Baca juga: PC2, Radio Penjaga Eksistensi Indonesia
Kedatangan Cox di Maguwo sesaat sebelum Suryadarma dibuang bersama petinggi republik lain, mengagetkan Suryadarma. Pertemuan itu juga memberi kesan mendalam pada diri Cox. “Kegembiraan kemenangan kita pada waktu itu [saat menyerbu Yogyakarta] menjadi kesedihan karena aku harus berhadapan dengan sahabatku Suryadi, yang karena perkembangan politik, kita sekarang harus berhadapan sebagai musuh,” kata Cox dalam memoarnya, dikutip Adityawarman.
Pertemuan singkat itu sekaligus menjadi perpisahan kembali Suryadarma dan Cox. Suryadarma kemudian dibuang ke Bangka mengikuti Wapres Moh. Hatta dan beberapa menteri lain, Cox sibuk dengan tugasnya mengikuti militer Belanda yang berupaya kembali menguasai Indonesia.
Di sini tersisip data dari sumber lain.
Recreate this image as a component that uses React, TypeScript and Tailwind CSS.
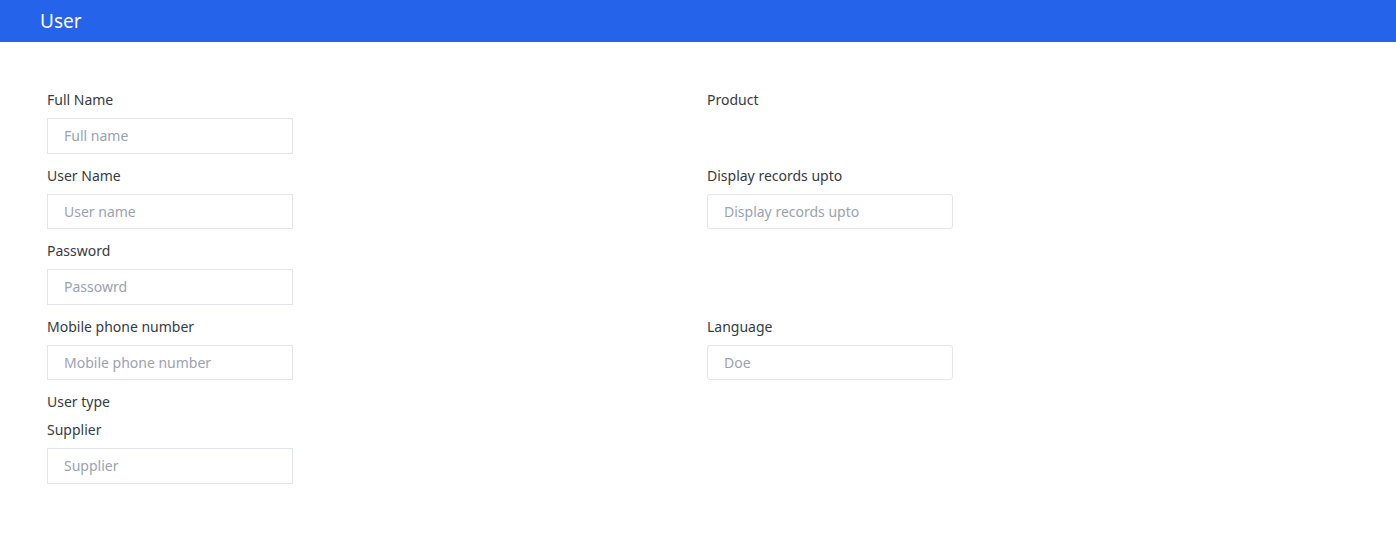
import React from 'react';

interface FieldProps {
  label: string;
  placeholder?: string;
  rounded?: boolean;
}

function Field({ label, placeholder, rounded }: FieldProps) {
  return (
    <div className="flex flex-col">
      <label className="text-[14px] leading-5 text-[#363b42]">{label}</label>
      {placeholder !== undefined && (
        <input
          type="text"
          placeholder={placeholder}
          className={
            'mt-2 h-[35.5px] w-[246px] border border-[#e2e5ea] bg-white px-4 text-[14px] text-[#363b42] placeholder-[#9aa3af] focus:outline-none ' +
            (rounded ? 'rounded-[3px]' : 'rounded-none')
          }
        />
      )}
    </div>
  );
}

export default function App() {
  return (
    <div className="min-h-screen bg-white font-['Noto_Sans','Open_Sans',sans-serif]">
      {/* Header */}
      <div className="flex h-[42px] items-center bg-[#2563eb] px-10">
        <h1 className="text-[19px] text-white">User</h1>
      </div>

      {/* Form */}
      <div className="grid grid-cols-[660px_1fr] gap-y-3 px-[47px] pt-12">
        <Field label="Full Name" placeholder="Full name" />
        <Field label="Product" />

        <Field label="User Name" placeholder="User name" />
        <Field label="Display records upto" placeholder="Display records upto" rounded />

        <Field label="Password" placeholder="Passowrd" />
        <div />

        <Field label="Mobile phone number" placeholder="Mobile phone number" />
        <Field label="Language" placeholder="Doe" rounded />

        <div className="flex flex-col">
          <span className="text-[14px] leading-5 text-[#363b42]">User type</span>
          <div className="mt-2">
            <Field label="Supplier" placeholder="Supplier" />
          </div>
        </div>
        <div />
      </div>
    </div>
  );
}
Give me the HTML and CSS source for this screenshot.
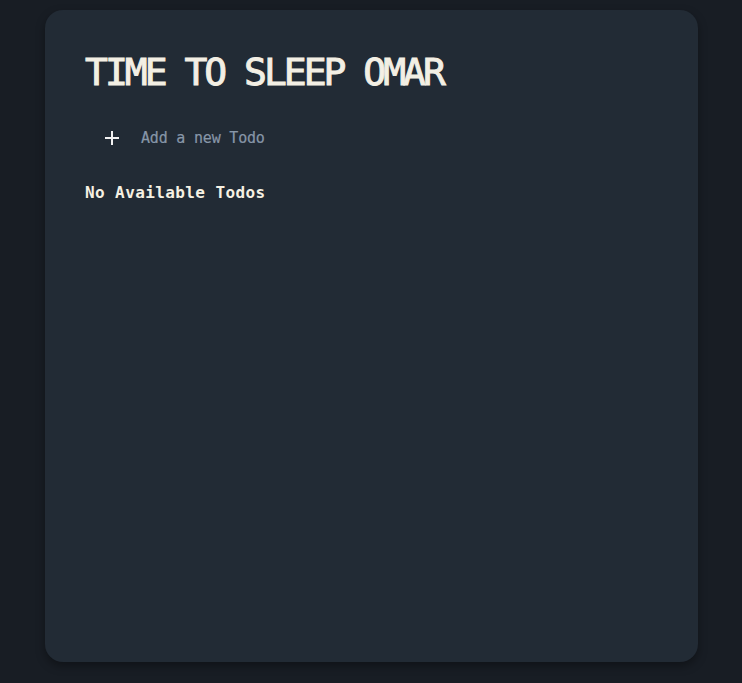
FILE: index.html
```html
<!DOCTYPE html>
<html>
<head>
<meta charset="utf-8">
<link rel="stylesheet" href="styles.css">
</head>
<body>
<main class="card">
  <h1 class="title">TIME TO SLEEP OMAR</h1>
  <div class="add-row">
    <svg class="plus" width="16" height="16" viewBox="0 0 16 16"><path d="M8 1v14M1 8h14" stroke="#f2f2f2" stroke-width="2" fill="none"/></svg>
    <span class="add-text">Add a new Todo</span>
  </div>
  <p class="empty">No Available Todos</p>
</main>
</body>
</html>
```
FILE: styles.css
```css
html, body { margin: 0; padding: 0; }
body {
  background: #181d24;
  height: 683px;
  font-family: "DejaVu Sans Mono", monospace;
  display: flex;
  justify-content: center;
  padding-top: 10px;
  box-sizing: border-box;
}
.card {
  width: 653px;
  height: 652px;
  background: #222b35;
  border-radius: 18px;
  box-shadow: 0 4px 10px rgba(0,0,0,0.35);
  padding: 43px 40px;
  box-sizing: border-box;
  margin-left: 1px;
}
.title {
  margin: 0;
  font-size: 38px;
  letter-spacing: -3px;
  font-weight: normal;
  -webkit-text-stroke: 1px #f3efe4;
  color: #f3efe4;
  line-height: 1;
}
.add-row {
  display: flex;
  align-items: center;
  gap: 21px;
  margin-top: 38px;
  padding-left: 19px;
}
.plus { display: block; }
.add-text {
  font-size: 15px;
  letter-spacing: -0.2px;
  color: #8796a8;
  -webkit-text-stroke: 0.2px #8796a8;
}
.empty {
  margin: 36px 0 0;
  font-size: 16px;
  letter-spacing: 0.4px;
  font-weight: bold;
  color: #f6f1e3;
}
```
Usai perang, Suryadarma sibuk membangun Angkatan Udara Republik Indonesia (AURI), sedangkan Cox pulang ke negerinya.
Tanpa diduga keduanya, Suryadarma dan Cox kembali bertemu pada 1968. Usai menghadiri pameran International Post and Plihatelic di Paris, Suryadarma –saat itu menjabat sebagai presiden Philatelic South East Asia– napak tilas ke Breda dan berkunjung ke rumah J. Lukkien, pilot pesawat yang ditumpangi Suryadarma ketika menjalankan misi pemboman terhadap kapal-kapal perang Jepang.
Baca juga: Operasi Mengebom Kapal Jepang
Cox ternyata ada di rumah Lukkien. Ketiganya pun bereuni. Suryadarma amat gembira. Segala hal di masa lalu yang mereka alami bersama jadi topik obrolan. Suryadarma juga menyampaikan bahwa penolakannya menerima Wing terbangnya dari pemerintah Belanda dimaksudkan untuk menunjukkan kepada AU Belanda bahwa dirinya sebagai navigator (waarnemer) pribumi lulusan Kalijati bukan hanya mampu jadi penerbang tapi juga membangun angkatan udara dari nol sampai menjadi yang terkuat di bumi belahan selatan.
“Malam itu berakhir dengan mereka bertiga saling berpelukan dan saling berdoa Namun, ternyata malam itu merupakan malam perjumpaan terakhir mereka bertiga,” tulis Adityawarman.